Le remake ajoute quelques options bienvenues : des filtres CRT pour simuler l’effet écran cathodique, un mode coopératif local pour deux à quatre joueurs permettant des stratégies plus folles… mais sans jamais trahir l’esprit arcade initial. Ici, pas de compétences à débloquer, pas d’équipements, pas d’arbre de talents : juste vous, votre agilité et votre capacité à apprendre de vos échecs.
Cependant, ce respect quasi-religieux de la formule d’origine a un revers : la redondance. Si les premières heures emballent par leur nervosité, la répétitivité des situations finit par poindre, notamment en solo. L’absence d’évolution mécanique réelle entre les stages creuse peu à peu une lassitude inévitable, que seuls les plus acharnés parviendront à repousser.
Spy Bros. reste avant tout un hommage fidèle aux dogmes de l’arcade, sans concession, pour le meilleur… et pour ses limites aussi.
Pixels, bips et nostalgie calibrée
Spy Bros.: Pipi & Bibi’s DX n’a jamais eu pour ambition d’atteindre les sommets esthétiques du pixel art contemporain. Son objectif est clair : recréer l’expérience visuelle brute des arcades du début des années 90, sans fioritures, ni nostalgie édulcorée.
Les sprites des personnages, tout comme les décors, restent volontairement simples et anguleux, évoquant l’ère des écrans cathodiques et des animations rudimentaires. Pourtant, loin de sombrer dans la paresse graphique, RAWRLAB Games a retravaillé les couleurs, adouci les contours et fluidifié les animations juste assez pour rendre l’ensemble agréable à l’œil sur un écran moderne. Les filtres CRT optionnels permettent de plonger encore davantage dans l’illusion de l’arcade d’antan, apportant une touche de grain et de flou qui sied parfaitement à l’ambiance générale.
Les environnements, eux, font preuve d’une variété modeste mais suffisante. Centres commerciaux, gratte-ciels high-tech, complexes industriels : chaque zone propose un fond de décor cohérent, sans jamais voler la vedette à l’action nerveuse au premier plan.
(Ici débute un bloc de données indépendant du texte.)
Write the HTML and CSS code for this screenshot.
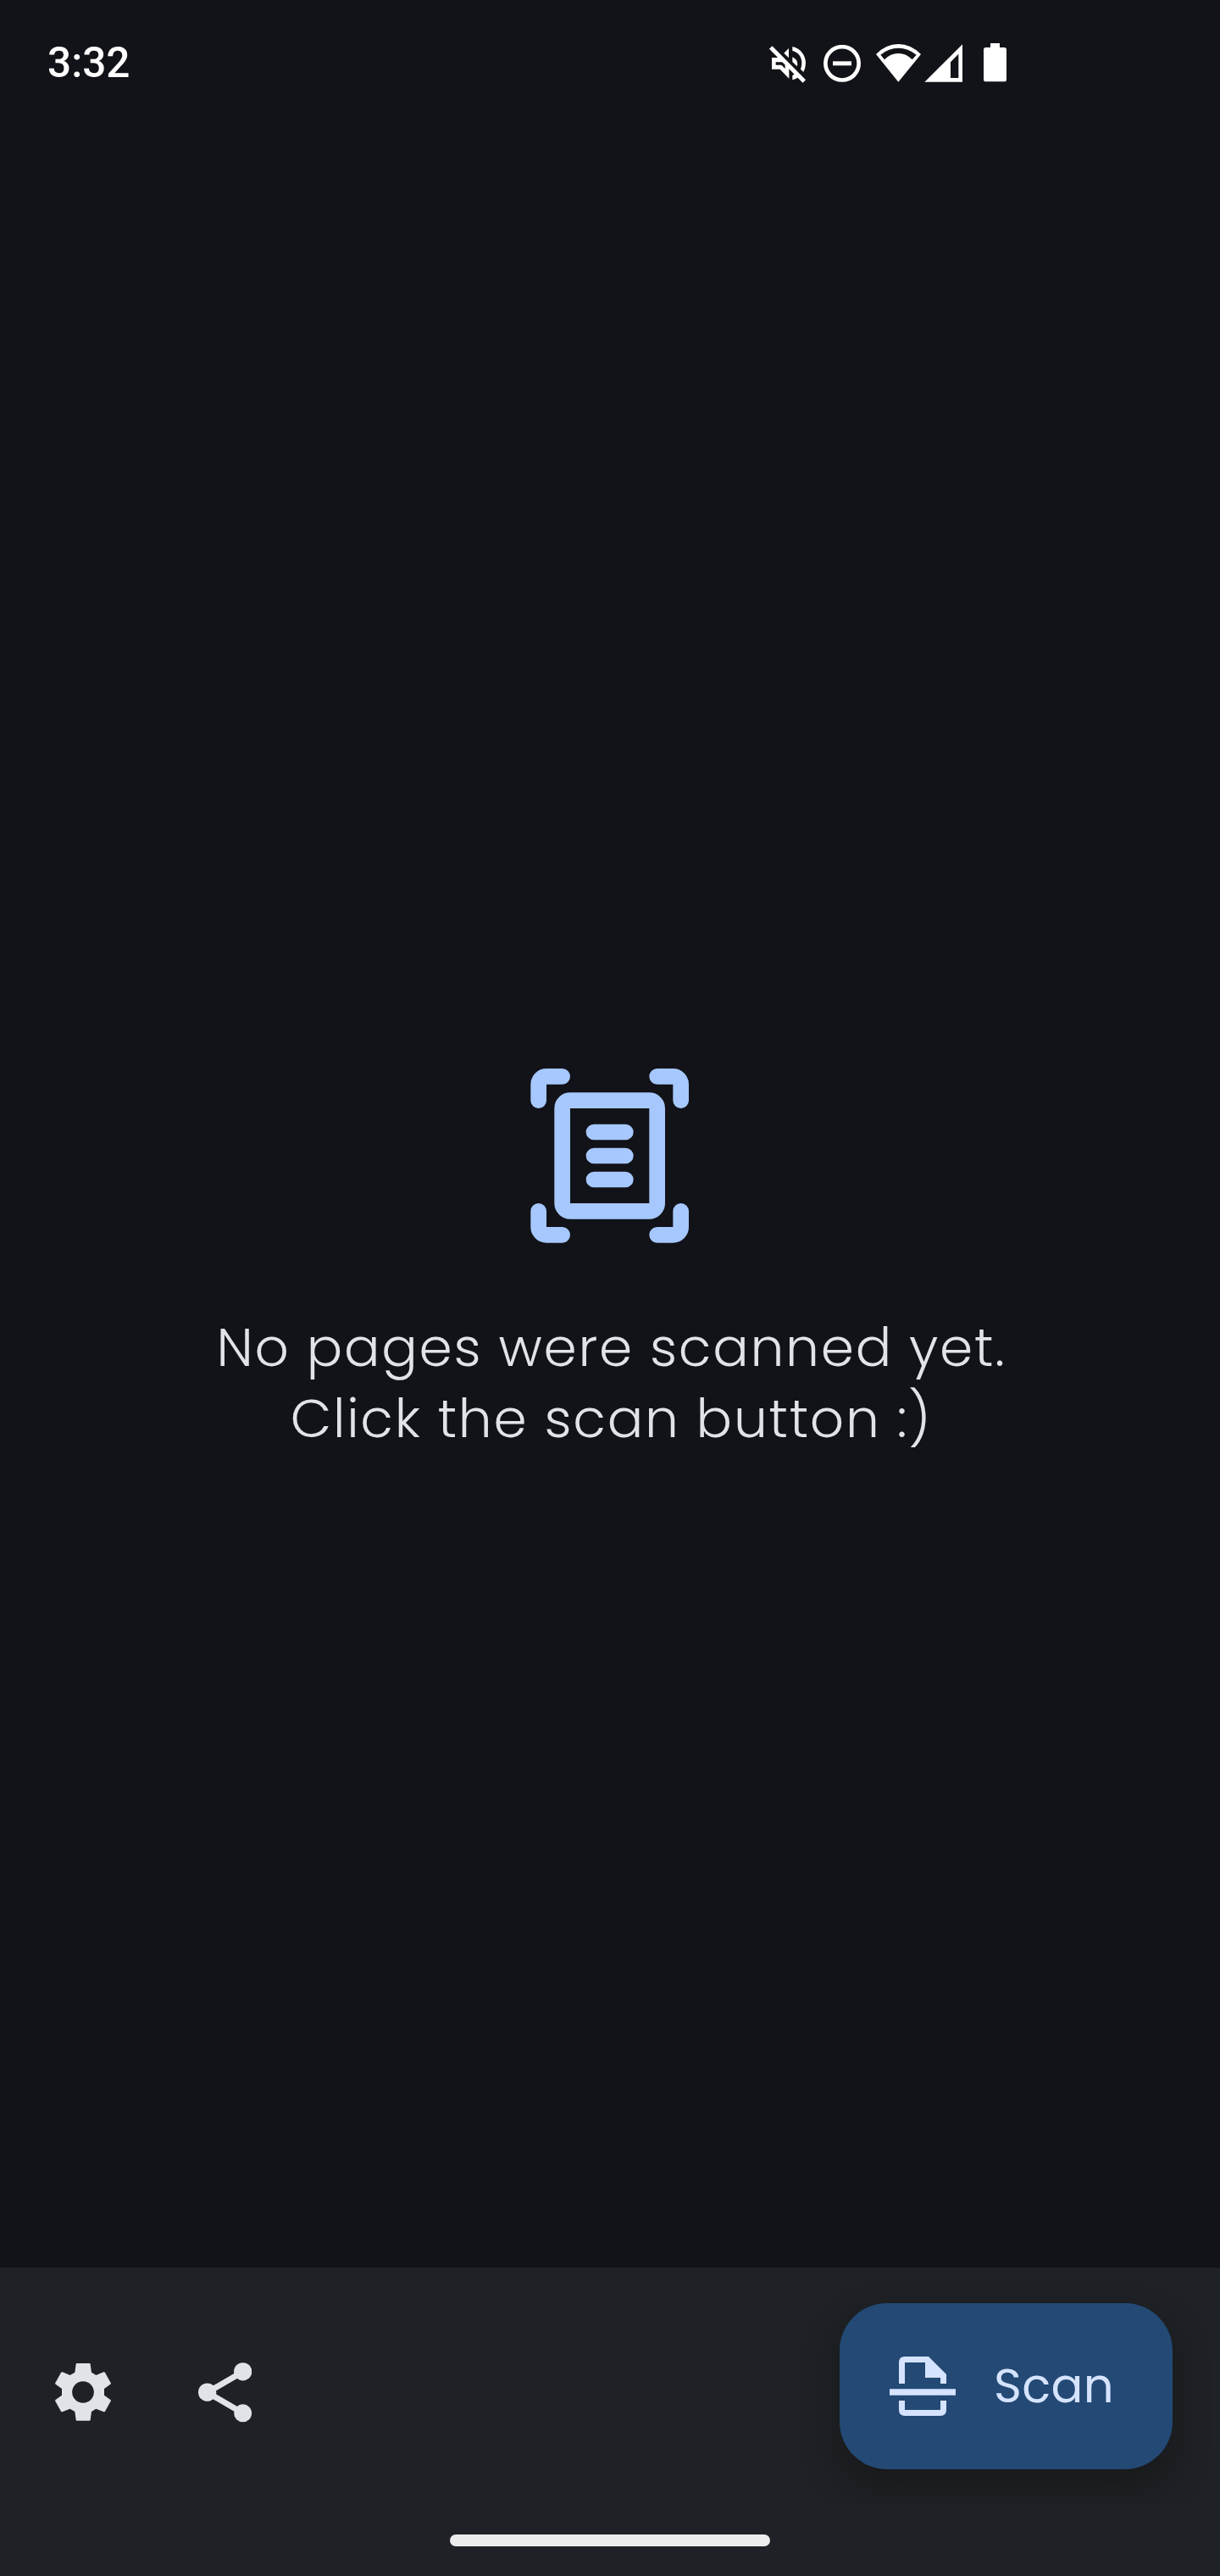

Côté bande-son, Spy Bros. reste fidèle à ses racines. Les musiques sont des boucles synthétiques ultra-énergiques, calibrées pour maintenir la pression sans devenir trop intrusives. Chaque niveau est accompagné de mélodies simples mais efficaces, typiques des compositions 8/16 bits, tandis que les bruitages — détonations sèches, bips d’alerte, cris robotiques — claquent avec une brutalité authentique.
Aucune orchestration moderne, aucun remix électro ou clin d’œil anachronique ne vient parasiter l’expérience : le respect de l’époque est total, jusqu’à la raideur parfois spartiate de certains effets sonores.
Ce choix artistique assumé fera sourire les amateurs d’authenticité, mais pourra aussi dérouter ceux qui attendaient un relooking plus audacieux. Car au fond, Spy Bros. n’a pas été pensé pour moderniser son héritage, mais pour l’exhumer dans toute sa rugosité intacte, comme un artefact d’une autre ère vidéoludique.
Monnayeur fantôme et coop canapé
En tant que pur produit de l’héritage arcade, Spy Bros.: Pipi & Bibi’s DX ne cherche pas à s’encombrer de systèmes modernes. L’ensemble tient dans un mouchoir de poche technique : pas de multijoueur en ligne, pas de modes alternatifs, pas d’options d’accessibilité, pas même de galerie ou de bonus à débloquer. On lance, on joue, on recommence. Un choix qui séduira les puristes, mais qui laisse peu de place à la générosité.
Le seul véritable ajout notable est la coopération locale, qui permet à deux joueurs — voire jusqu’à quatre avec une rotation rapide des vies — de parcourir ensemble les niveaux, dans une ambiance de compétition silencieuse et de coordination empirique. L’expérience prend alors une tout autre saveur : chaotique, nerveuse, hilarante. Le moindre faux pas déclenche une cascade d’échecs, de jurons, et d’éclats de rire. Un esprit canapé authentique, mais inexistant en ligne, un manque regrettable à l’ère du multijoueur omniprésent.
Techniquement, le jeu tourne sans accroc sur Nintendo Switch, que ce soit en mode docké ou portable. Les temps de chargement sont inexistants, la fluidité est impeccable, et les commandes répondent au doigt et à l’œil — encore heureux, compte tenu de la précision requise dans les niveaux avancés. Aucune latence, aucun bug signalé, et une interface limpide : le travail est propre, discret, invisible, à l’image du projet dans son ensemble.
Le plus gros défaut reste sans doute l’absence de contenu complémentaire. Aucune version alternative, aucun niveau inédit, aucun mode Time Attack ou défi à score. Les développeurs ont choisi de respecter l’œuvre d’origine dans sa structure la plus brute, au risque de laisser sur leur faim ceux qui attendaient un hommage plus ambitieux, ou une forme de relecture créative. En l’état, Spy Bros. est un portage plus qu’un remaster, une capsule temporelle bien nettoyée, mais refermée à double tour.